The Bengali band Bhoomi performs on the afternoon of the last day.  They are unpretentious, talented, and play multiple instruments—they remind me of “Dispatch”.  Bhoomi arrived in the early 2000s with a fresh sound referred to as urban folk, but it seems as though they have reached their peak—their song production has slowed, and they sing that afternoon with too much reverb built into the microphones--it provides a satiny quality to the voice, but sucks the life out if it.
 
They say that the best way to examine the history of a culture is to examine the mores of an immigrant population for they “time-stamp” their practice of the culture to the period of their departure.  One observes this in the festivities of the Trinidadian and Guyanese Indians—my previous Guyanese neighbor use to refer to 19th century hindu festivals that I had never heard of.  There are some signs of this cultural disjoint in the Bengali diaspora, but they are fading, for in this massively networked society, events like the NABC are the great equilibrators that do not allow differences to build up over distances any more.
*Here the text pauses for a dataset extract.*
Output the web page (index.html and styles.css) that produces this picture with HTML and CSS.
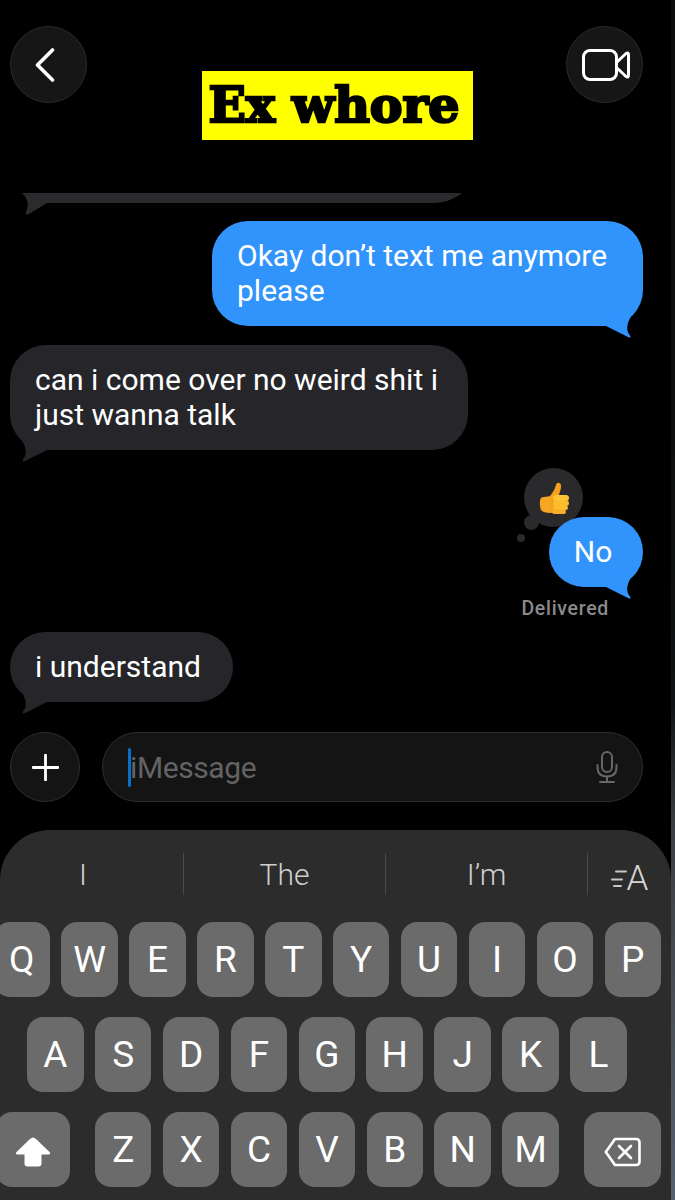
FILE: index.html
```html
<!DOCTYPE html>
<html>
<head>
    <title>Messages</title>
    <link rel="stylesheet" href="styles.css">
</head>
<body>
    <div class="screen">
        <div class="phone">
            <div class="header">
                <div class="round-btn">
                    <svg class="icon-back" viewBox="0 0 20 34"><path d="M17.5 2 L2.5 17 L17.5 32"/></svg>
                </div>
                <div class="title">Ex whore</div>
                <div class="round-btn">
                    <svg class="icon-video" viewBox="0 0 48 32">
                        <rect x="1.5" y="1.5" width="33" height="29" rx="6.5"/>
                        <path d="M35 13 L44 4.5 Q46.5 3 46.5 6 V26 Q46.5 29 44 27.5 L35 19"/>
                    </svg>
                </div>
            </div>

            <div class="thread">
                <svg class="cut-bubble" viewBox="0 0 440 22"><path d="M0 0 H440 Q428 10 410 10 H25 L7 21 Q3 23 4 19 Q9 8 0 0 Z"/></svg>

                <div class="bubble blue okay">
                    Okay don’t text me anymore please
                    <svg class="tail" viewBox="0 0 40 34"><path d="M3 22 L26 33.5 Q28.5 34 27 31.5 C21 25 25 14 35 3 L15 3 Z"/></svg>
                </div>

                <div class="bubble gray over">
                    can i come over no weird shit i just wanna talk
                    <svg class="tail" viewBox="0 0 40 34"><path d="M3 22 L26 33.5 Q28.5 34 27 31.5 C21 25 25 14 35 3 L15 3 Z"/></svg>
                </div>

                <div class="bubble blue no">
                    <div class="reaction">
                        <span class="dot-big"></span>
                        <span class="dot-small"></span>
                        <svg class="thumb" viewBox="0 0 30 32">
                            <path fill="#f79f1f" d="M11 14 C14 10 16 7 17 3 C17.6 0 21.6 0 22 3.4 C22.4 7 20.6 10 20 13 L24 14 V30 L10 31 Z"/>
                            <path fill="#f5a623" d="M1 19 Q1 15 5 15 L12 14 V31 Q4 31 2 28 Q0.5 25 1 19 Z"/>
                            <rect fill="#fdc532" x="14" y="13" width="16" height="6" rx="3"/>
                            <rect fill="#fcbc2c" x="14" y="18.5" width="16" height="5.5" rx="2.8"/>
                            <rect fill="#fcbc2c" x="14" y="23.5" width="15" height="4.5" rx="2.3"/>
                            <rect fill="#f9b028" x="13" y="27.5" width="14" height="4.5" rx="2.2"/>
                        </svg>
                    </div>
                    No
                    <svg class="tail" viewBox="0 0 40 34"><path d="M3 22 L26 33.5 Q28.5 34 27 31.5 C21 25 25 14 35 3 L15 3 Z"/></svg>
                </div>
                <div class="delivered">Delivered</div>

                <div class="bubble gray understand">
                    i understand
                    <svg class="tail" viewBox="0 0 40 34"><path d="M3 22 L26 33.5 Q28.5 34 27 31.5 C21 25 25 14 35 3 L15 3 Z"/></svg>
                </div>
            </div>

            <div class="compose">
                <div class="plus-btn">
                    <svg class="icon-plus" viewBox="0 0 27 27"><path d="M13.5 1 V26 M1 13.5 H26"/></svg>
                </div>
                <div class="input">
                    <span class="cursor"></span>
                    <span class="placeholder">iMessage</span>
                    <svg class="icon-mic" viewBox="0 0 22 32">
                        <rect x="6" y="1" width="10" height="20" rx="5"/>
                        <path d="M1.5 14 V16 Q1.5 25.5 11 25.5 Q20.5 25.5 20.5 16 V14 M11 25.5 V31 M4 31 H18"/>
                    </svg>
                </div>
            </div>

            <div class="keyboard">
                <div class="suggestions">
                    <div class="suggestion first">I</div>
                    <div class="suggestion">The</div>
                    <div class="suggestion">I’m</div>
                    <div class="suggestion last">
                        <svg class="icon-lines" viewBox="0 0 16 18"><path d="M5 1.5 H15 M1 9.5 H11 M3 16 H10"/></svg>
                        <span>A</span>
                    </div>
                </div>

                <div class="key-row row-top">
                    <div class="key">Q</div><div class="key">W</div><div class="key">E</div><div class="key">R</div><div class="key">T</div>
                    <div class="key">Y</div><div class="key">U</div><div class="key">I</div><div class="key">O</div><div class="key">P</div>
                </div>
                <div class="key-row row-mid">
                    <div class="key">A</div><div class="key">S</div><div class="key">D</div><div class="key">F</div><div class="key">G</div>
                    <div class="key">H</div><div class="key">J</div><div class="key">K</div><div class="key">L</div>
                </div>
                <div class="key-row row-low">
                    <div class="key shift">
                        <svg class="icon-shift" viewBox="0 0 36 31"><path d="M18 1.5 Q16.5 1.5 15 3 L1.5 16 Q0 18 2.5 18.5 H9.5 V27.5 Q9.5 30.5 12.5 30.5 H23.5 Q26.5 30.5 26.5 27.5 V18.5 H33.5 Q36 18 34.5 16 L21 3 Q19.5 1.5 18 1.5 Z"/></svg>
                    </div>
                    <div class="key">Z</div><div class="key">X</div><div class="key">C</div><div class="key">V</div>
                    <div class="key">B</div><div class="key">N</div><div class="key">M</div>
                    <div class="key delete">
                        <svg class="icon-delete" viewBox="0 0 37 30">
                            <path d="M11 2 H32 Q35.5 2 35.5 5.5 V24.5 Q35.5 28 32 28 H11 L1.8 15 Z"/>
                            <path d="M15 9 L27 21 M27 9 L15 21"/>
                        </svg>
                    </div>
                </div>
            </div>
        </div>
        <div class="edge"></div>
    </div>
</body>
</html>
```

FILE: styles.css
```css
body {
    margin: 0;
    background: #000;
    font-family: Roboto, "Liberation Sans", sans-serif;
    color: #fff;
}

.screen {
    display: flex;
    width: 675px;
    height: 1200px;
    overflow: hidden;
}

.phone {
    width: 671px;
    display: flex;
    flex-direction: column;
}

/* Thin strip on the right side of the capture */
.edge {
    width: 4px;
    background: linear-gradient(#0c0c0c 0, #101112 700px, #3c3f43 830px, #56616f 1200px);
}

/* Header */
.header {
    display: flex;
    align-items: flex-start;
    padding: 26px 28px 0 10px;
}

.round-btn {
    width: 77px;
    height: 77px;
    box-sizing: border-box;
    border-radius: 50%;
    background: #161616;
    border: 1px solid #2a2a2a;
    display: flex;
    align-items: center;
    justify-content: center;
}

.icon-back {
    width: 20px;
    height: 34px;
    margin-right: 7px;
    fill: none;
    stroke: #fff;
    stroke-width: 3.6;
    stroke-linecap: round;
    stroke-linejoin: round;
}

.icon-video {
    width: 48px;
    height: 32px;
    margin-left: 2px;
    fill: none;
    stroke: #fff;
    stroke-width: 3;
    stroke-linejoin: round;
}

.title {
    margin: 45px auto 0 115px;
    width: 271px;
    height: 69px;
    box-sizing: border-box;
    padding-right: 7px;
    background: #ffff00;
    color: #000;
    font-family: "DejaVu Serif", serif;
    font-weight: bold;
    font-size: 49px;
    line-height: 69px;
    text-align: center;
    white-space: nowrap;
    -webkit-text-stroke: 2.5px #000;
}

/* Messages */
.thread {
    display: flex;
    flex-direction: column;
    height: 592px;
    padding: 0 28px 0 10px;
    align-items: flex-start;
}

.cut-bubble {
    width: 440px;
    height: 22px;
    margin: 53px 0 0 12px;
    fill: #2b2b2e;
    flex: none;
}

.bubble {
    position: relative;
    box-sizing: border-box;
    padding: 17px 25px 18px;
    border-radius: 36px;
    font-size: 30px;
    line-height: 35px;
}

.bubble.blue {
    background: #3193fc;
    align-self: flex-end;
}

.bubble.gray {
    background: #26262a;
}

.tail {
    position: absolute;
    bottom: -12px;
    right: 0;
    width: 40px;
    height: 34px;
    fill: #3193fc;
}

.gray .tail {
    right: auto;
    left: 0;
    transform: scaleX(-1);
    fill: #26262a;
}

.okay {
    width: 431px;
    margin-top: 6px;
}

.over {
    width: 458px;
    margin-top: 19px;
}

.no {
    width: 94px;
    margin-top: 67px;
    text-align: center;
    padding-left: 0;
    padding-right: 6px;
}

.understand {
    width: 223px;
    margin-top: 12px;
}

/* Tapback on the "No" bubble */
.reaction {
    position: absolute;
    left: -25px;
    top: -49px;
    width: 59px;
    height: 59px;
    border-radius: 50%;
    background: #2a2a2c;
    display: flex;
    align-items: center;
    justify-content: center;
    z-index: -1;
}

.dot-big {
    position: absolute;
    left: 0;
    top: 47px;
    width: 15px;
    height: 15px;
    border-radius: 50%;
    background: #2a2a2c;
}

.dot-small {
    position: absolute;
    left: -7px;
    top: 66px;
    width: 8px;
    height: 8px;
    border-radius: 50%;
    background: #2a2a2c;
}

.thumb {
    width: 30px;
    height: 32px;
}

.delivered {
    align-self: flex-end;
    margin: 11px 34px 0 0;
    color: #8a8a8e;
    font-size: 19.5px;
    font-weight: 500;
    line-height: 22px;
    letter-spacing: 0.7px;
}

/* Compose bar */
.compose {
    display: flex;
    gap: 22px;
    padding: 0 28px 0 10px;
}

.plus-btn {
    width: 70px;
    height: 70px;
    box-sizing: border-box;
    flex: none;
    border-radius: 50%;
    background: #141414;
    border: 1px solid #2e2e2e;
    display: flex;
    align-items: center;
    justify-content: center;
}

.icon-plus {
    width: 27px;
    height: 27px;
    fill: none;
    stroke: #fff;
    stroke-width: 2.8;
    stroke-linecap: round;
}

.input {
    flex: 1;
    height: 70px;
    box-sizing: border-box;
    border-radius: 35px;
    background: #141414;
    border: 1px solid #2e2e2e;
    display: flex;
    align-items: center;
    padding: 0 24px 0 25px;
}

.cursor {
    width: 3px;
    height: 39px;
    border-radius: 2px;
    background: #0a6fc2;
    flex: none;
}

.placeholder {
    flex: 1;
    margin-left: -1px;
    font-size: 30px;
    letter-spacing: -0.4px;
    color: #636365;
}

.icon-mic {
    width: 22px;
    height: 32px;
    fill: none;
    stroke: #666;
    stroke-width: 2;
    stroke-linecap: round;
}

/* Keyboard */
.keyboard {
    flex: 1;
    margin-top: 28px;
    padding-top: 23px;
    background: #2c2c2c;
    border-radius: 50px 50px 0 0;
    overflow: hidden;
}

.suggestions {
    display: flex;
    height: 42px;
    margin-bottom: 27px;
}

.suggestion {
    width: 202px;
    flex: none;
    box-sizing: border-box;
    display: flex;
    align-items: center;
    justify-content: center;
    border-right: 1px solid #4a4a4a;
    color: #cfcfcf;
    font-size: 30px;
    font-weight: 300;
}

.suggestion.first {
    width: 184px;
    padding-right: 17px;
}

.suggestion.last {
    flex: 1;
    width: auto;
    border-right: none;
    align-items: flex-end;
    font-size: 35px;
    line-height: 32px;
    color: #d4d4d4;
}

.icon-lines {
    width: 16px;
    height: 18px;
    margin-bottom: 7px;
    fill: none;
    stroke: #c8c8c8;
    stroke-width: 2;
    stroke-linecap: round;
}

.key-row {
    display: flex;
    gap: 11.4px;
    margin-bottom: 20px;
}

.key {
    width: 56.5px;
    height: 75px;
    flex: none;
    border-radius: 16px;
    background: #6b6b6b;
    display: flex;
    align-items: center;
    justify-content: center;
    font-size: 37px;
    color: #fff;
}

.row-top {
    margin-left: -6.5px;
}

.row-mid {
    margin-left: 27px;
}

.row-low {
    margin-left: -4px;
}

.shift {
    width: 74px;
    margin-right: 13.6px;
}

.delete {
    width: 77px;
    margin-left: 13.6px;
}

.icon-shift {
    width: 36px;
    height: 31px;
    fill: #fff;
    margin-top: 4px;
}

.icon-delete {
    width: 37px;
    height: 30px;
    fill: none;
    stroke: #fff;
    stroke-width: 2.6;
    stroke-linejoin: round;
    stroke-linecap: round;
    margin-top: 4px;
}
```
Alumni networking sessions have been planned for in the afternoons.  The Jadavpur alumni complain that they cannot match the organizational capability of the IIT Kharagpur alumni.  The IIT Kharagpur meeting itself ends in a pissfest—some are despondent about their inability to recruit high quality faculty.  The discussion spills over to the American education system.  Even that is going down the tubes, comments one participant, in sad but assured reflection.  An argument breaks out--that as far as I can make out--seems to be in search of an argument to argue over.  I finally get a glimpse of the Bengali despair and angst that I have been seeking—it is alive and kicking.  It is time to return home.